When purchasing water hyacinth, do not purchase plants that are flowing because the flowers only last a day. Pick the plant with a bud that will open in a day or two. Keep in mind this is a tropical plant and should be treated as an annual in northern climes.
If your pond is free of excess nutrients, it’s possible for the leaves to turn yellow. You can fertilize the plant by placing them in a bucket of water that has water soluble fertilizer added to it. Leave the plants in the bucket until they begin to turn green and healthy again. Before you return the plants to your pond, rinse the roots so you don’t add any unnecessary nutrients to the pond water.
Water lettuce (Pistia stratiotes) is the second most popular aquatic plant. Water lettuce has a very similar growth habit to water hyacinth but does not grow quite as quickly. Anyone who has already grown this plant may be surprised to learn that it does have a white flower, but it is not easily seen unless you look for it at the base of the leaves.
Water lettuce grows well in either sun or shade, and in really hot areas, it prefers shade to the strong sun. It floats by using the surface tension of the water on the hairs of the underside of the plant. Just like water hyacinth, water lettuce should be treated as an annual in northern areas.
Frogbit (Hydrocharis morsus-ranae) has small, one-inch, heart-shaped leaves and small white flowers. It’s a great floating plant for mini ponds, or container water gardens, due to its small size. You can easily add this charmer to your pond, however.
Frogbit is able to float because its lower leaves create a sac filled with air, which provides buoyancy. Frogbit is hardy in Zones4-10 and overwinters by dropping buds to the bottom of the pond, where they remain until spring when the bud produces a baby Frogbit that floats to the surface.

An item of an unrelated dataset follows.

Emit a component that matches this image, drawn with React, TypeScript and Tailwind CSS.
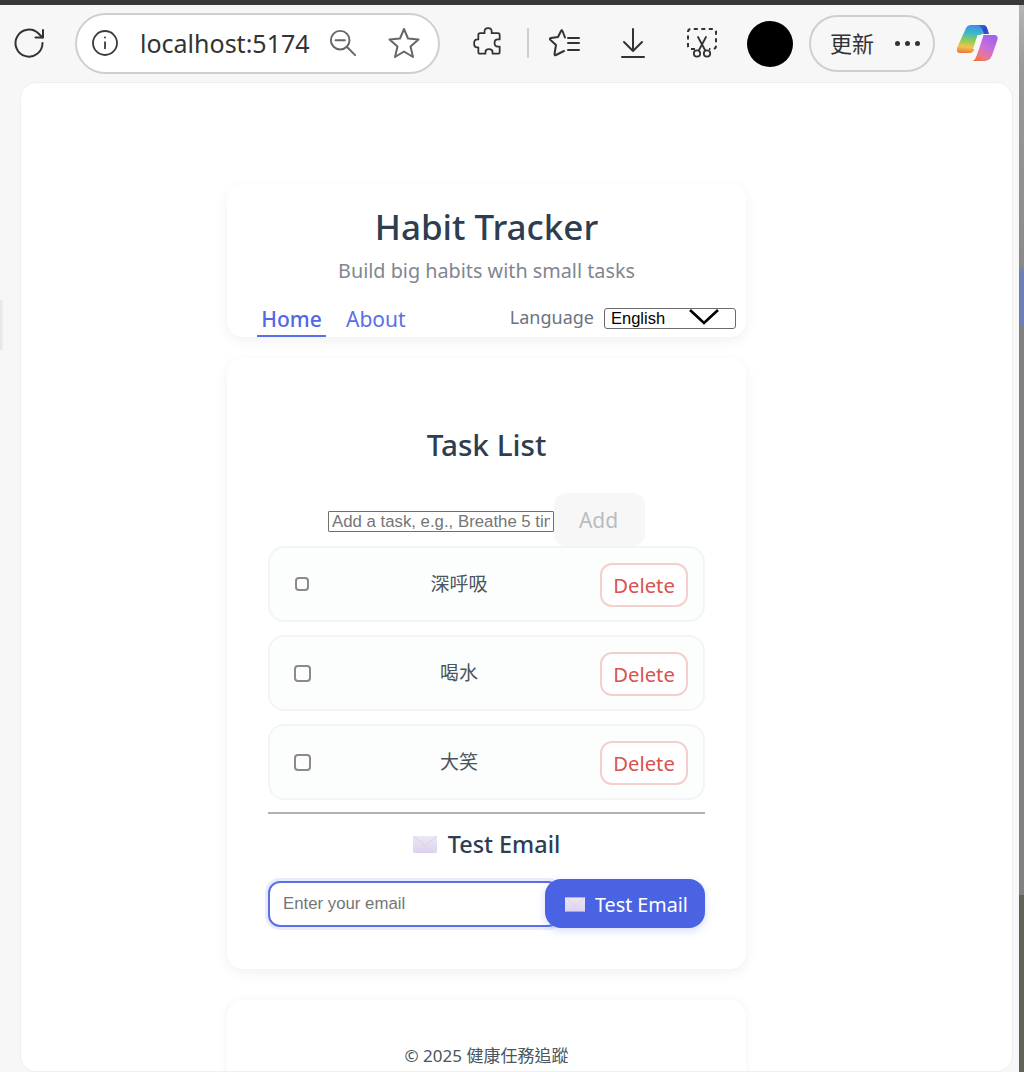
import React from "react";

const sans = "font-['Noto_Sans','Noto_Sans_CJK_TC',sans-serif]";

function Stroke({ size = 36, children, className = "" }: { size?: number; children: React.ReactNode; className?: string }) {
  return (
    <svg width={size} height={size} viewBox="0 0 36 36" fill="none" stroke="currentColor" strokeWidth="2" strokeLinecap="round" strokeLinejoin="round" className={className}>
      {children}
    </svg>
  );
}

function Icon32({ children }: { children: React.ReactNode }) {
  return (
    <svg width="32" height="32" viewBox="0 0 32 32" fill="none" stroke="currentColor" strokeWidth="2" strokeLinecap="round" strokeLinejoin="round">
      {children}
    </svg>
  );
}

function Mail({ w = 24, h = 17 }: { w?: number; h?: number }) {
  return (
    <svg width={w} height={h} viewBox="0 0 24 17" className="shrink-0">
      <defs>
        <linearGradient id="mailg" x1="0" y1="0" x2="0" y2="1">
          <stop offset="0" stopColor="#ece8f2" />
          <stop offset="1" stopColor="#ddd0f0" />
        </linearGradient>
      </defs>
      <rect width="24" height="17" fill="url(#mailg)" />
      <path d="M0 0 L12 9.5 L24 0" fill="none" stroke="#d9d2e4" strokeWidth="1" />
      <path d="M0 17 L9 7 M24 17 L15 7" fill="none" stroke="#e6e0ee" strokeWidth="1" />
    </svg>
  );
}

function Copilot() {
  return (
    <svg width="44" height="42" viewBox="0 0 44 42">
      <defs>
        <linearGradient id="cpl" x1="0.5" y1="0" x2="0.4" y2="1">
          <stop offset="0" stopColor="#3b8fe8" />
          <stop offset="0.3" stopColor="#3fb8c8" />
          <stop offset="0.55" stopColor="#8ccb5c" />
          <stop offset="0.8" stopColor="#efc64a" />
          <stop offset="1" stopColor="#ee7a3f" />
        </linearGradient>
        <linearGradient id="cpr" x1="0.85" y1="0" x2="0.25" y2="1">
          <stop offset="0" stopColor="#9a62ea" />
          <stop offset="0.5" stopColor="#cc6ed8" />
          <stop offset="0.8" stopColor="#ea7a8a" />
          <stop offset="1" stopColor="#ee7440" />
        </linearGradient>
        <linearGradient id="cpt" x1="0" y1="0" x2="1" y2="1">
          <stop offset="0" stopColor="#3a7ee6" />
          <stop offset="0.6" stopColor="#2746c8" />
          <stop offset="1" stopColor="#5a48d8" />
        </linearGradient>
      </defs>
      <path d="M10 5 Q11.5 2 15 2 H27 Q30 2 31 5 L33 11 H26 Q24 11 23 14 L18 27 Q17 30 13 30 H4 Q0 30 1 25 Z" fill="url(#cpl)" />
      <path d="M20 2 H27 Q30 2 31 5 L33 11 H28 Q27 6 24 4 Q22 2.5 20 2 Z" fill="url(#cpt)" />
      <path d="M24 12 H38 Q42.5 12 41.5 16.5 L36.5 31 C35 36 32 38 28 38 H15 C18 38 19.5 36 20.5 33 L23 26 Z" fill="url(#cpr)" />
      <path d="M21.5 12 H27.5 L23 26 H17 Z" fill="#fbf8fb" />
    </svg>
  );
}

function TaskRow({ name, box }: { name: string; box: string }) {
  return (
    <li className="flex h-[76px] items-center rounded-2xl border-2 border-[#f2f4f5] bg-[#fcfefd] pr-[15px]">
      <div className="flex w-[64px] shrink-0 justify-center">
        <span className={`block rounded-[4px] border-2 border-[#8a8a8a] bg-[#fdfdfd] ${box}`} />
      </div>
      <span className="flex-1 pr-[16px] text-center text-[19px] text-[#4a5560]">{name}</span>
      <button className="mt-[2px] h-[44px] w-[88px] rounded-xl border-2 border-[#f3cfcd] bg-white text-[20.3px] text-[#d9534f]">Delete</button>
    </li>
  );
}

export default function App() {
  return (
    <div className={`relative h-[1072px] w-[1024px] overflow-hidden bg-[#f7f7f7] ${sans}`}>
      <div className="h-[5px] bg-[#383838]" />
      <div className="flex h-[77px] items-center pb-[1px] pr-[5px] text-[#333]">
        <div className="ml-[12px] flex w-[36px] justify-center">
          <Stroke size={36}>
            <path d="M30.5 18 A13.5 13.5 0 1 1 26.5 8.5 L30.5 12.5" />
            <path d="M31 5 V12.5 H23.5" />
          </Stroke>
        </div>
        <div className="ml-[27px] flex h-[61px] w-[365px] items-center rounded-full border-2 border-[#cfcfcf] bg-white">
          <svg width="28" height="28" viewBox="0 0 28 28" fill="none" stroke="#3c3c3c" strokeWidth="1.8" className="ml-[14px]">
            <circle cx="14" cy="14" r="12" />
            <path d="M14 12.5 V20" />
            <circle cx="14" cy="8.5" r="1" fill="#3c3c3c" stroke="none" />
          </svg>
          <span className="ml-[21px] text-[25px] leading-none text-[#333]">localhost:5174</span>
          <svg width="28" height="28" viewBox="0 0 30 30" fill="none" stroke="#666" strokeWidth="2.1" strokeLinecap="round" className="ml-[19px]">
            <circle cx="12" cy="12" r="10" />
            <path d="M7 12 H17 M19 19 L28 28" />
          </svg>
          <svg width="32" height="32" viewBox="0 0 32 32" fill="none" stroke="#666" strokeWidth="2" strokeLinejoin="round" className="ml-[31px]">
            <path d="M16 2 L20 11.5 L30.5 12.5 L22.5 19.5 L25 30 L16 24.5 L7 30 L9.5 19.5 L1.5 12.5 L12 11.5 Z" />
          </svg>
        </div>
        <div className="ml-[33px]">
          <Stroke size={32}>
            <path d="M13 5 C13 0 21 0 21 5 V7 H28 A2 2 0 0 1 30 9 V14 H28 C23 14 23 22 28 22 H30 V28 A2 2 0 0 1 28 30 H22 V28 C22 24 14 24 14 28 V30 H8 A2 2 0 0 1 6 28 V23 H5 C0 23 0 14 5 14 H6 V9 A2 2 0 0 1 8 7 H13 Z" />
          </Stroke>
        </div>
        <div className="ml-[22px] h-[30px] w-[2px] bg-[#d0d0d0]" />
        <div className="ml-[19px]">
          <Icon32>
            <path d="M17 10.5 L14.5 4 Q14 2.5 13 4 L10 10 L3 11 Q1 11.5 2.5 13 L8 18 L6.5 27 Q6.5 29 8 28 L16 24" />
            <path d="M20 11 H31 M20 16 H31 M20 23 H31" />
          </Icon32>
        </div>
        <div className="ml-[37px]">
          <Icon32>
            <path d="M16 2 V24 M7 15 L16 24 L25 15 M5 30 H27" />
          </Icon32>
        </div>
        <div className="ml-[37px]">
          <Icon32>
            <path d="M9 22 H5 A3 3 0 0 1 2 19 V5 A3 3 0 0 1 5 2 H27 A3 3 0 0 1 30 5 V19 A3 3 0 0 1 27 22 H23" strokeDasharray="4 3.5" strokeLinecap="butt" />
            <path d="M12 10 L19 23 M20 10 L13 23" strokeWidth="1.8" />
            <circle cx="11" cy="26.5" r="3.2" strokeWidth="1.8" />
            <circle cx="21" cy="26.5" r="3.2" strokeWidth="1.8" />
          </Icon32>
        </div>
        <div className="ml-[29px] mt-[2px] h-[46px] w-[46px] rounded-full bg-black" />
        <div className="ml-[16px] flex h-[57px] w-[126px] items-center rounded-full border-2 border-[#cfcfcf] pl-[19px]">
          <span className="text-[22px] leading-none text-[#333]">更新</span>
          <span className="ml-[21px] flex gap-[5px]">
            <i className="block h-[5px] w-[5px] rounded-full bg-[#333]" />
            <i className="block h-[5px] w-[5px] rounded-full bg-[#333]" />
            <i className="block h-[5px] w-[5px] rounded-full bg-[#333]" />
          </span>
        </div>
        <div className="ml-[21px] mt-[1px]">
          <Copilot />
        </div>
      </div>

      <div className="ml-[20px] h-[990px] w-[993px] overflow-hidden rounded-[16px] border border-[#efefef] bg-white pt-[101px]">
        <div className="ml-[206px] flex w-[519px] flex-col">
          <header className="flex h-[153px] flex-col rounded-2xl bg-white shadow-[0_4px_14px_rgba(0,0,0,0.06)]">
            <h1 className="mt-[19px] text-center text-[35px] font-medium leading-[48px] text-[#2c3e50]">Habit Tracker</h1>
            <p className="mt-[7px] text-center text-[19.8px] leading-[26px] text-[#7f8790]">Build big habits with small tasks</p>
            <nav className="mt-[auto] flex h-[39px] items-start">
              <a className="ml-[30px] flex h-[39px] w-[69px] justify-center border-b-2 border-[#5a6fe8] pt-[7px] text-[21px] font-medium leading-[28px] text-[#5068e4]">Home</a>
              <a className="ml-[20px] pt-[7px] text-[21px] leading-[28px] text-[#5a70e4]">About</a>
              <div className="ml-auto mr-[10px] flex items-center pt-[5px]">
                <label className="pt-[1px] text-[18px] leading-[26px] text-[#6b7480]">Language</label>
                <div className="relative ml-[10px] h-[21px] w-[132px]">
                  <select className="h-full w-full appearance-none rounded-[3px] border border-[#6b6b6b] bg-white pl-[6px] font-['Liberation_Sans',sans-serif] text-[16.5px] leading-none text-black">
                    <option>English</option>
                  </select>
                  <svg width="30" height="16" viewBox="0 0 30 16" fill="none" stroke="#000" strokeWidth="2.6" className="pointer-events-none absolute left-[85px] top-[3px]">
                    <path d="M1 1 L15 14 L29 1" />
                  </svg>
                </div>
              </div>
            </nav>
          </header>

          <main className="mt-[21px] h-[611px] rounded-2xl bg-white px-[41px] shadow-[0_4px_14px_rgba(0,0,0,0.06)]">
            <h2 className="pt-[65px] text-center text-[29.7px] font-medium leading-[44px] text-[#2c3e50]">Task List</h2>
            <div className="mt-[27px] flex h-[52px] items-end justify-center">
              <div className="mb-[14px] flex items-center">
                <input readOnly placeholder="Add a task, e.g., Breathe 5 times" className="h-[21px] w-[226px] rounded-[1px] border-[1.5px] border-[#6f6f6f] px-[3px] font-['Liberation_Sans',sans-serif] text-[16.8px] placeholder:text-[#757575]" />
              </div>
              <button className="h-[53px] w-[91px] shrink-0 rounded-xl bg-[#f7f7f8] pr-[2px] pt-[2px] text-[21px] text-[#b9bcbf]">Add</button>
            </div>
            <ul className="flex flex-col gap-[13px]">
              <TaskRow name="深呼吸" box="h-[14px] w-[14px]" />
              <TaskRow name="喝水" box="h-[17px] w-[17px]" />
              <TaskRow name="大笑" box="h-[17px] w-[17px]" />
            </ul>
            <hr className="mt-[12px] border-t-2 border-[#b0b0b0]" />
            <h3 className="mt-[11px] flex items-center justify-center gap-[11px] text-[23.4px] font-medium leading-[38px] text-[#2c3e50]">
              <Mail />
              Test Email
            </h3>
            <div className="mt-[16px] flex items-center">
              <input readOnly placeholder="Enter your email" className="h-[46px] w-[292px] shrink-0 rounded-xl border-2 border-[#5a6fe8] bg-white pl-[13px] font-['Liberation_Sans',sans-serif] text-[16.8px] shadow-[0_0_0_3px_rgba(80,104,228,0.13)] outline-none placeholder:text-[#757575]" />
              <button className="relative -ml-[15px] flex h-[49px] w-[160px] shrink-0 items-center justify-center gap-[10px] rounded-2xl bg-[#4a63e2] pl-[3px] pt-[2px] text-[19.7px] text-white shadow-[0_3px_8px_rgba(74,99,226,0.22)]">
                <Mail w={20} h={15} />
                Test Email
              </button>
            </div>
          </main>

          <footer className="mt-[31px] h-[120px] rounded-2xl bg-white pt-[43px] text-center text-[17px] leading-[26px] text-[#4a5560] shadow-[0_0_10px_rgba(0,0,0,0.05)]">
            © 2025 健康任務追蹤
          </footer>
        </div>
      </div>

      <div className="absolute left-0 top-[300px] h-[50px] w-[4px] bg-[linear-gradient(to_right,#e4e4e4,#f7f7f7)]" />
      <div className="absolute right-0 top-[5px] h-[1067px] w-[5px] bg-[linear-gradient(to_bottom,#b5b5b5_0,#9a9a9a_60px,#8a8a8a_260px,#6c7fb8_268px,#6c7fb8_320px,#808080_320px,#808080_890px,#5e6258_890px)]" />
    </div>
  );
}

Fairy moss (Azolla caroliniana) is a small, fern-like green plant that will turn red when exposed to full sun. It most commonly ends up in your pond as an unplanned addition that rides in on aquatic plants you purchased.
Fairy moss can grow rapidly. To keep it under control, be sure to check your aquatic plant purchases for hidden plants, and eliminate them, if desired. Fairy moss can overwinter in your pond by freezing solid in the ice.
Duck weed (Lemna spp.) is the smallest aquatic plant, with leaves only one-eighth inch in size. Don’t let the small size fool you, as it is capable of quickly covering an entire pond in a short time. Duck weed is like fairy moss in that it usually arrives in your pond by riding along with other aquatic plants you purchase.
Duck weed overwinters by dropping buds to the bottom of the pond. In the spring, the bud produces baby duck weed that float to the surface.
Sensitive plant (Neptunia aquatica) is a known favorite of children because the leaves close when touched. What you may not have realized is that it is an aquatic plant. It floats across the surface of the water with white growths along the stem that appear to be foam. Sensitive plants produce yellow flowers along the stem throughout the summer. Each night, the leaves close and reopen in the morning. Sensitive plants are only hardy in Zones 9-11.
Why You Need Floating Pond Plants
Be sure to add a few floating plants to your pond to improve the aesthetics and filtration of your pond. They’ll compete with algae for the nutrients in your pond, thereby starving algae and helping to keep it under control. Plus, there’s something so special about walking outside on a warm summer’s day and seeing a water hyacinth or two in bloom. Floating pond plants are perhaps the easiest aquatics to grow and they’re usually the least expensive plants at the pond store.